Dick Wilson  •  Link

British English and American English differ in counting "floors". A Brit enters a building on the ground Floor, goes upstairs to the first floor, and up again to the second, etc. A Yank enters on the ground Floor which to him is the first floor, then goes up to the second floor, and up again to the third, etc. When Sam has the roof removed and his house extended vertically, this could be confusing. Presumably, he follows the English system of counting floors.

Louise Hudson  •  Link

I won't soon forget Maggie Smith on Downton Abbey, asking whitheringly, "What is a week-end?" And that was supposed to be in the 20th century.

Chris Squire UK  •  Link

OED has:

‘weekend . . 3. a.

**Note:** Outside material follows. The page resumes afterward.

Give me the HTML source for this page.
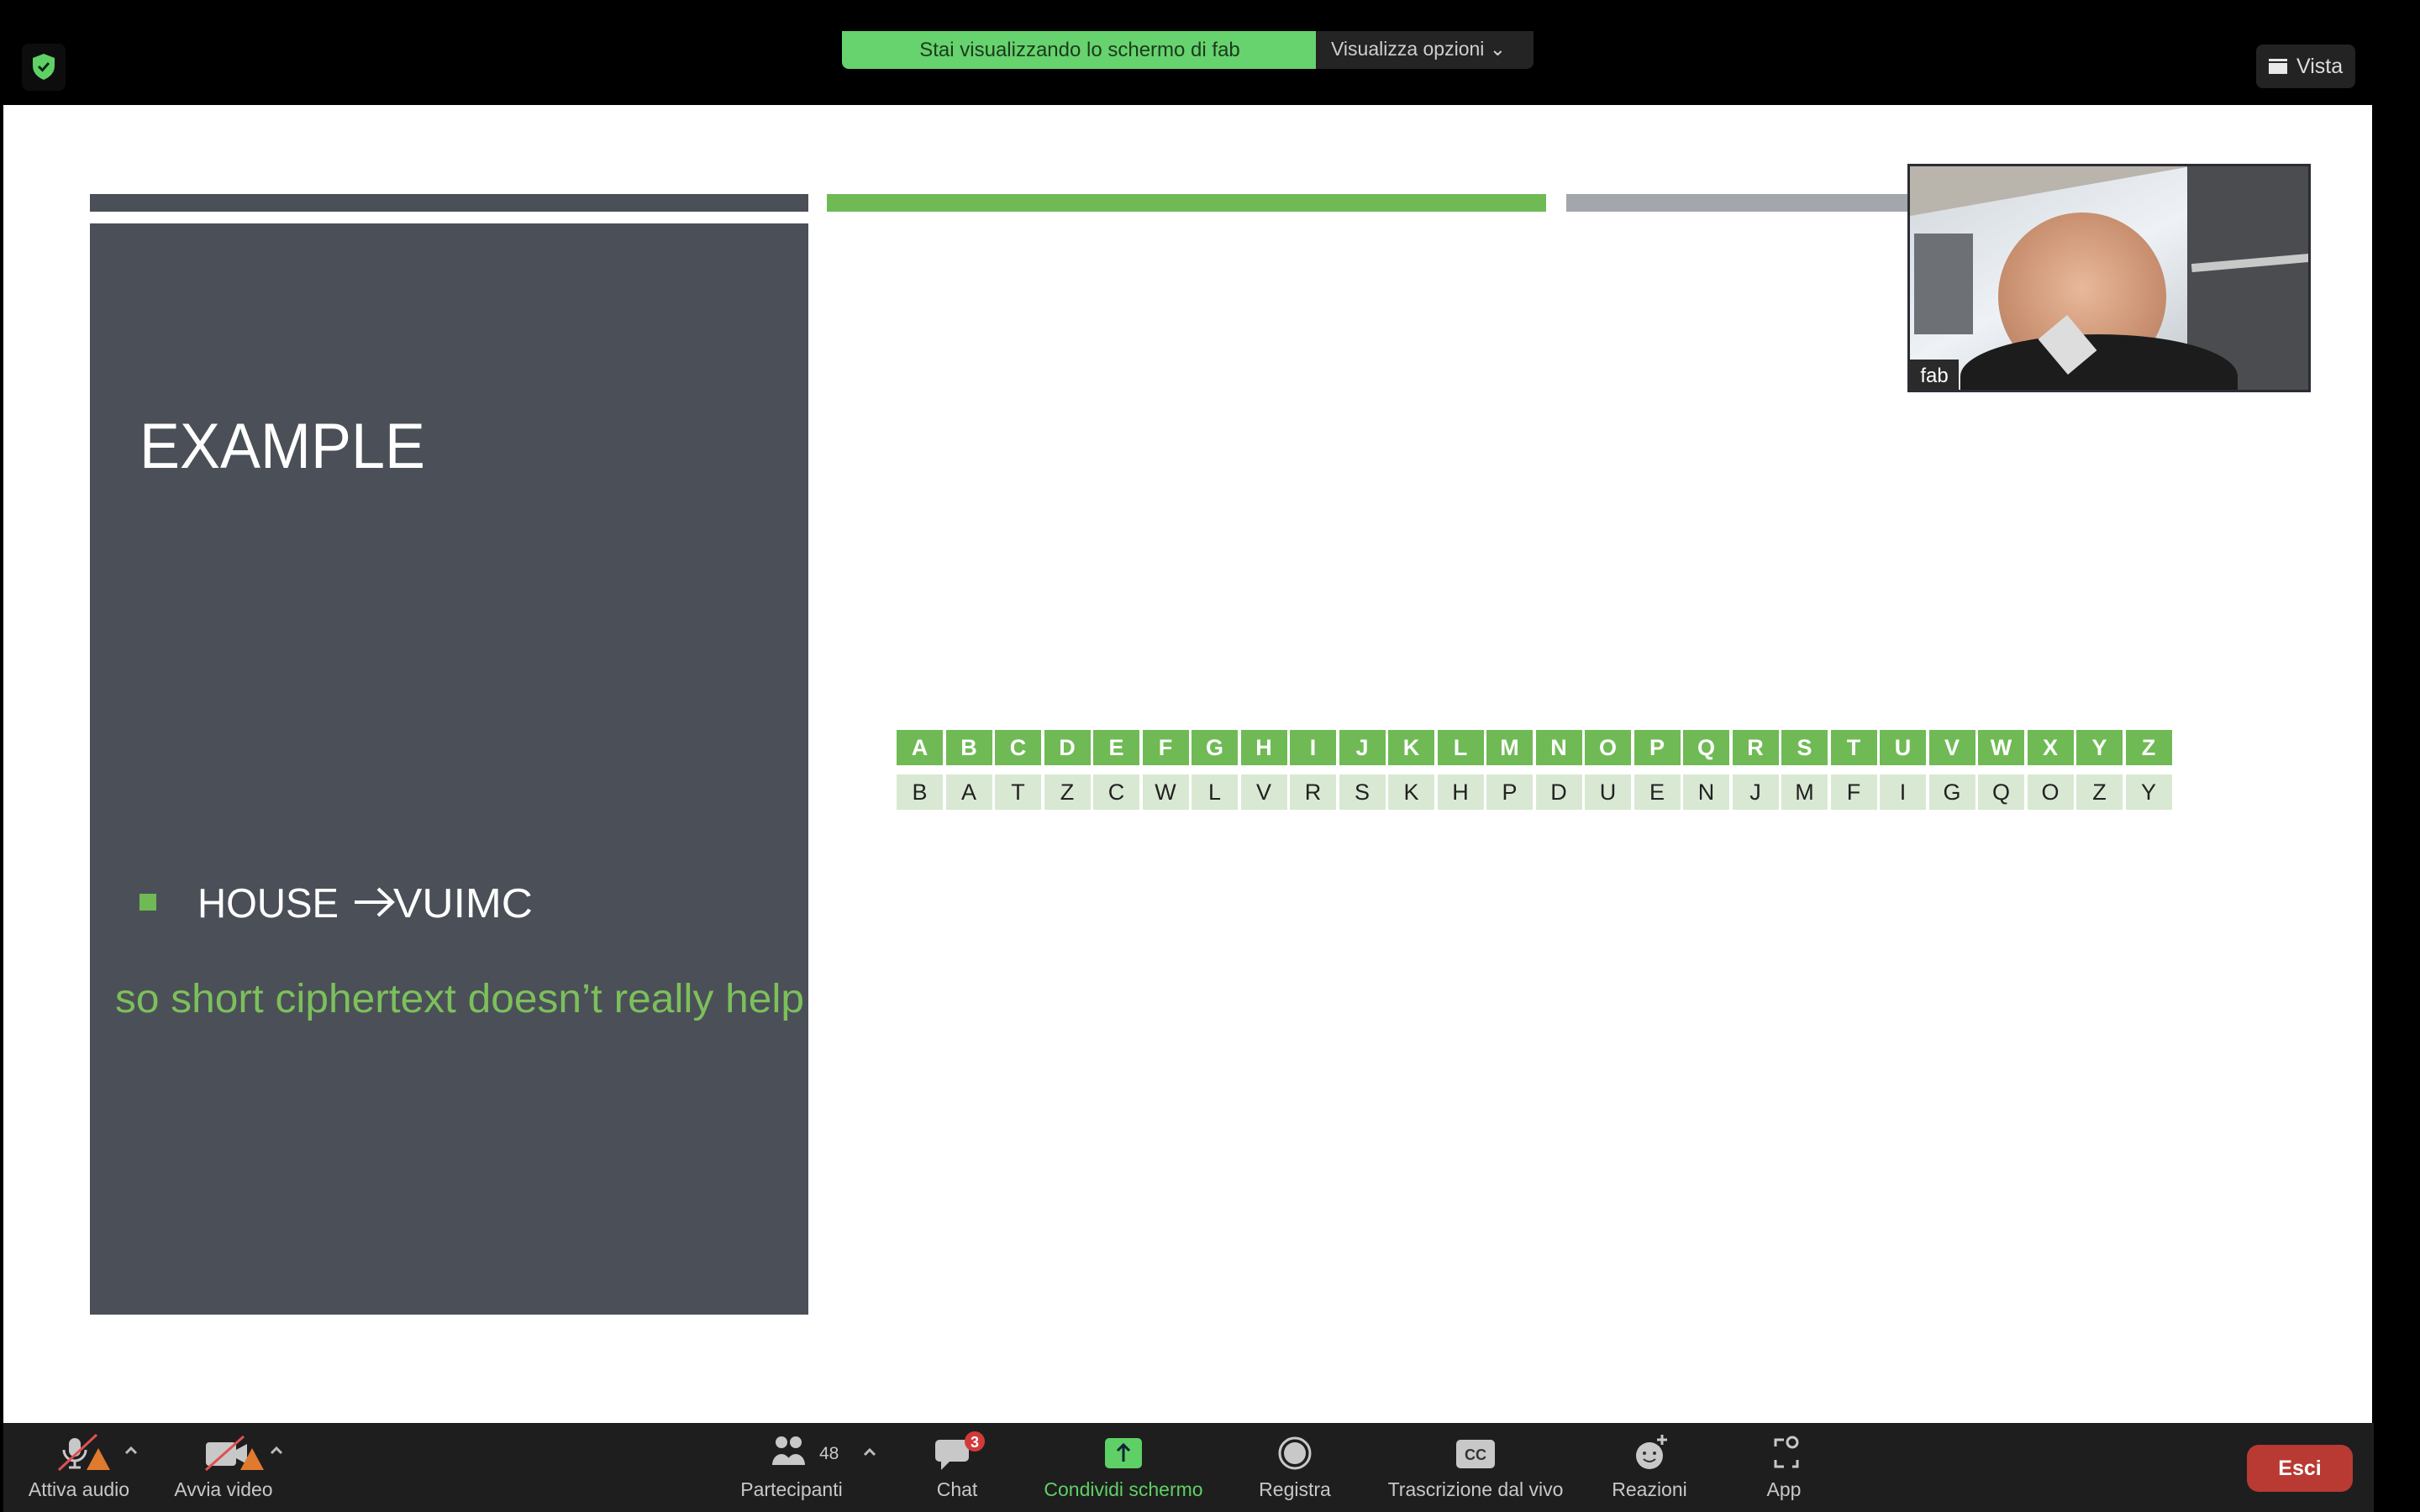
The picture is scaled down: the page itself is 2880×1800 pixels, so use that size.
<!DOCTYPE html>
<html><head><meta charset="utf-8"><style>
*{margin:0;padding:0;box-sizing:border-box}
body{width:2880px;height:1800px;background:#000;position:relative;overflow:hidden;font-family:"Liberation Sans",sans-serif}
.a{position:absolute}
.lbl{position:absolute;top:1760px;font-size:23px;color:#c8c8c8;transform:translateX(-50%);white-space:nowrap}
.cell{position:absolute;width:55px;height:42px;display:flex;align-items:center;justify-content:center;font-size:27px}
</style></head><body>
<div class="a" style="left:26px;top:52px;width:52px;height:56px;background:#0d0d0d;border-radius:8px"></div>
<svg class="a" style="left:37px;top:63px" width="30" height="33" viewBox="0 0 30 33"><path d="M15 1 L28 6 V15 C28 24 22 29 15 32 C8 29 2 24 2 15 V6 Z" fill="#5fd066"/><path d="M9 16 L13.5 20.5 L21 12" stroke="#0a2a0c" stroke-width="3" fill="none"/></svg>
<div class="a" style="left:1002px;top:37px;width:566px;height:45px;background:#66d36e;border-radius:0 0 0 8px;color:#1d3a1c;font-size:24px;line-height:45px;text-align:center">Stai visualizzando lo schermo di fab</div>
<div class="a" style="left:1566px;top:37px;width:259px;height:45px;background:#242424;border-radius:0 0 8px 0;color:#cfcfcf;font-size:23px;line-height:42px;padding-left:18px">Visualizza opzioni &#8964;</div>
<div class="a" style="left:2685px;top:53px;width:118px;height:52px;background:#232323;border-radius:8px;color:#ddd;font-size:25px;line-height:52px;padding-left:48px">Vista</div>
<div class="a" style="left:2700px;top:70px;width:22px;height:18px;background:#e8e8e8;border-top:4px solid #e8e8e8"></div>
<div class="a" style="left:2700px;top:73px;width:22px;height:2px;background:#232323"></div>
<div class="a" style="left:4px;top:125px;width:2819px;height:1569px;background:#fff"></div>
<div class="a" style="left:107px;top:231px;width:855px;height:21px;background:#4b5058"></div>
<div class="a" style="left:984px;top:231px;width:856px;height:21px;background:#6fba55"></div>
<div class="a" style="left:1864px;top:231px;width:420px;height:21px;background:#a3a6ab"></div>
<div class="a" style="left:107px;top:266px;width:855px;height:1299px;background:#4b5058"></div>
<svg class="a" style="left:0;top:0" width="1000" height="1300">
<text x="166" y="557" font-family="Liberation Sans" font-size="76" fill="#fff" textLength="340" lengthAdjust="spacingAndGlyphs">EXAMPLE</text>
<rect x="166" y="1064" width="20" height="20" fill="#6fba55"/>
<text x="235" y="1092" font-family="Liberation Sans" font-size="49" fill="#fff" textLength="168" lengthAdjust="spacingAndGlyphs">HOUSE</text>
<path d="M422 1074 H466 M450 1058 L467 1074 L450 1090" stroke="#fff" stroke-width="4" fill="none"/>
<text x="468" y="1092" font-family="Liberation Sans" font-size="49" fill="#fff" textLength="166" lengthAdjust="spacingAndGlyphs">VUIMC</text>
<text x="137" y="1205" font-family="Liberation Sans" font-size="48" fill="#7cc05a" textLength="820" lengthAdjust="spacingAndGlyphs">so short ciphertext doesn’t really help</text>
</svg>
<div id="tbl"></div>
<div class="a" style="left:2270px;top:195px;width:480px;height:272px;background:#3a3c40;border:3px solid #2a2d33;overflow:hidden">
 <div class="a" style="left:0;top:0;width:480px;height:60px;background:#b9b4ac"></div>
 <div class="a" style="left:0;top:30px;width:330px;height:230px;background:linear-gradient(160deg,#d8dde2,#eef2f6 50%,#c9ced3);transform:skewY(-10deg)"></div>
 <div class="a" style="left:5px;top:80px;width:70px;height:120px;background:#6d7075"></div>
 <div class="a" style="left:330px;top:0;width:150px;height:272px;background:#4a4c50"></div>
 <div class="a" style="left:335px;top:110px;width:140px;height:10px;background:#c8c8c8;transform:rotate(-5deg)"></div>
 <div class="a" style="left:105px;top:55px;width:200px;height:200px;border-radius:50%;background:radial-gradient(circle at 50% 45%,#e8b89a,#c99070 60%,#a87560)"></div>
 <div class="a" style="left:60px;top:200px;width:330px;height:100px;border-radius:50% 50% 0 0;background:#1c1c1c"></div>
 <div class="a" style="left:165px;top:185px;width:45px;height:55px;background:#ddd;transform:rotate(-40deg)"></div>
 <div class="a" style="left:0;top:230px;width:58px;height:39px;background:#2a2a2a;color:#fff;font-size:24px;line-height:39px;text-align:center">fab</div>
</div>
<div class="a" style="left:4px;top:1694px;width:2821px;height:106px;background:#1e1e1e"></div>
<svg class="a" style="left:0;top:1700px" width="2880" height="60">
 <rect x="82" y="12" width="14" height="22" rx="7" fill="#c8c8c8"/><path d="M76 26 a13 13 0 0 0 26 0 M89 39 v8 M82 47 h14" stroke="#c8c8c8" stroke-width="3" fill="none"/>
 <path d="M70 50 L115 8" stroke="#e05050" stroke-width="3"/>
 <path d="M117 24 L131 50 H103 Z" fill="#e07a2e"/>
 <path d="M150 30 l6 -6 l6 6" stroke="#bbb" stroke-width="3" fill="none"/>
 <rect x="245" y="17" width="36" height="28" rx="4" fill="#c8c8c8"/><path d="M281 26 L294 19 V43 L281 36Z" fill="#c8c8c8"/>
 <path d="M245 50 L290 10" stroke="#e05050" stroke-width="3"/>
 <path d="M300 24 L314 50 H286 Z" fill="#e07a2e"/>
 <path d="M323 30 l6 -6 l6 6" stroke="#bbb" stroke-width="3" fill="none"/>
 <circle cx="930" cy="17" r="7" fill="#c8c8c8"/><path d="M919 44 a11 13 0 0 1 22 0Z" fill="#c8c8c8"/>
 <circle cx="947" cy="17" r="7" fill="#c8c8c8"/><path d="M936 44 a11 13 0 0 1 22 0Z" fill="#c8c8c8"/>
 <text x="975" y="37" font-size="21" fill="#c8c8c8" font-family="Liberation Sans">48</text>
 <path d="M1029 32 l6 -6 l6 6" stroke="#bbb" stroke-width="3" fill="none"/>
 <path d="M1118 14 h30 a5 5 0 0 1 5 5 v16 a5 5 0 0 1 -5 5 h-18 l-10 10 v-10 h-2 a5 5 0 0 1 -5 -5 v-16 a5 5 0 0 1 5 -5z" fill="#c8c8c8"/>
 <circle cx="1160" cy="16" r="12" fill="#d23a3a"/><text x="1160" y="23" font-size="18" fill="#fff" text-anchor="middle" font-weight="bold" font-family="Liberation Sans">3</text>
 <rect x="1315" y="12" width="44" height="36" rx="5" fill="#5fd066"/><path d="M1337 40 V20 M1330 27 l7 -7 l7 7" stroke="#123" stroke-width="3" fill="none"/>
 <circle cx="1541" cy="30" r="18" fill="none" stroke="#c8c8c8" stroke-width="3"/><circle cx="1541" cy="30" r="13" fill="#c8c8c8"/>
 <rect x="1733" y="14" width="46" height="34" rx="5" fill="#c8c8c8"/><text x="1756" y="38" font-size="18" fill="#333" text-anchor="middle" font-weight="bold" font-family="Liberation Sans">CC</text>
 <circle cx="1963" cy="33" r="16" fill="#c8c8c8"/><circle cx="1957" cy="30" r="2" fill="#333"/><circle cx="1969" cy="30" r="2" fill="#333"/><path d="M1956 37 q7 6 14 0" stroke="#333" stroke-width="2" fill="none"/>
 <path d="M1978 8 v12 M1972 14 h12" stroke="#c8c8c8" stroke-width="3"/>
 <path d="M2113 22 v-8 h10 M2113 38 v8 h10 M2133 46 h6 v-8" stroke="#c8c8c8" stroke-width="3" fill="none"/><circle cx="2133" cy="17" r="6" fill="none" stroke="#c8c8c8" stroke-width="3"/>
</svg>
<div class="lbl" style="left:94px">Attiva audio</div>
<div class="lbl" style="left:266px">Avvia video</div>
<div class="lbl" style="left:942px">Partecipanti</div>
<div class="lbl" style="left:1139px">Chat</div>
<div class="lbl" style="left:1337px;color:#5fd066">Condividi schermo</div>
<div class="lbl" style="left:1541px">Registra</div>
<div class="lbl" style="left:1756px">Trascrizione dal vivo</div>
<div class="lbl" style="left:1963px">Reazioni</div>
<div class="lbl" style="left:2123px">App</div>
<div class="a" style="left:2674px;top:1720px;width:126px;height:56px;background:#b83a32;border-radius:14px;color:#fff;font-size:25px;font-weight:bold;line-height:56px;text-align:center">Esci</div>
<script>
var t=document.getElementById('tbl'),a="ABCDEFGHIJKLMNOPQRSTUVWXYZ",b="BATZCWLVRSKHPDUENJMFIGQOZY",h="";
for(var i=0;i<26;i++){var x=1067+i*58.5;
h+='<div class="cell" style="left:'+x+'px;top:869px;background:#6fba55;color:#fff;font-weight:bold">'+a[i]+'</div>';
h+='<div class="cell" style="left:'+x+'px;top:922px;background:#d9e8d3;color:#222">'+b[i]+'</div>';}
t.innerHTML=h;
</script>
</body></html>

The period between two working weeks, typically regarded as a time for leisure or recreation . . The usual sense. Since the advent of the five-day working week, the weekend has usually been characterized as extending from Saturday morning or Friday evening until Sunday night. During the late 19th century, a British worker's leisure period often began on Saturday at noon.
1793 W. B. Stevens Jrnl. 27 Feb. (1965) i. 70 Wrote to Dewe that I would put on my seven league boots next weekend and stretch my course to Appleby.
. . 1870 Food Jrnl. 1 Mar. 97 ‘Week-end’, that is from Saturday until Monday,—it may be a later day in the week if the money and credit hold out,—is the season of dissipation.
. . 1937 Times 26 Nov. 21/5 The letter began with old Lady Chervil's unvarying formula:—My dear Mrs. Miniver, Chervil and I shall be delighted if you and your Husband will stay with us from Friday 19th to Monday 22nd November. (She would have gone to the guillotine sooner than use the expression ‘week-end’ . . ‘

Those who didn’t have to work for a living avoided the term but I never heard of it being regarded as ’common’ in Britain.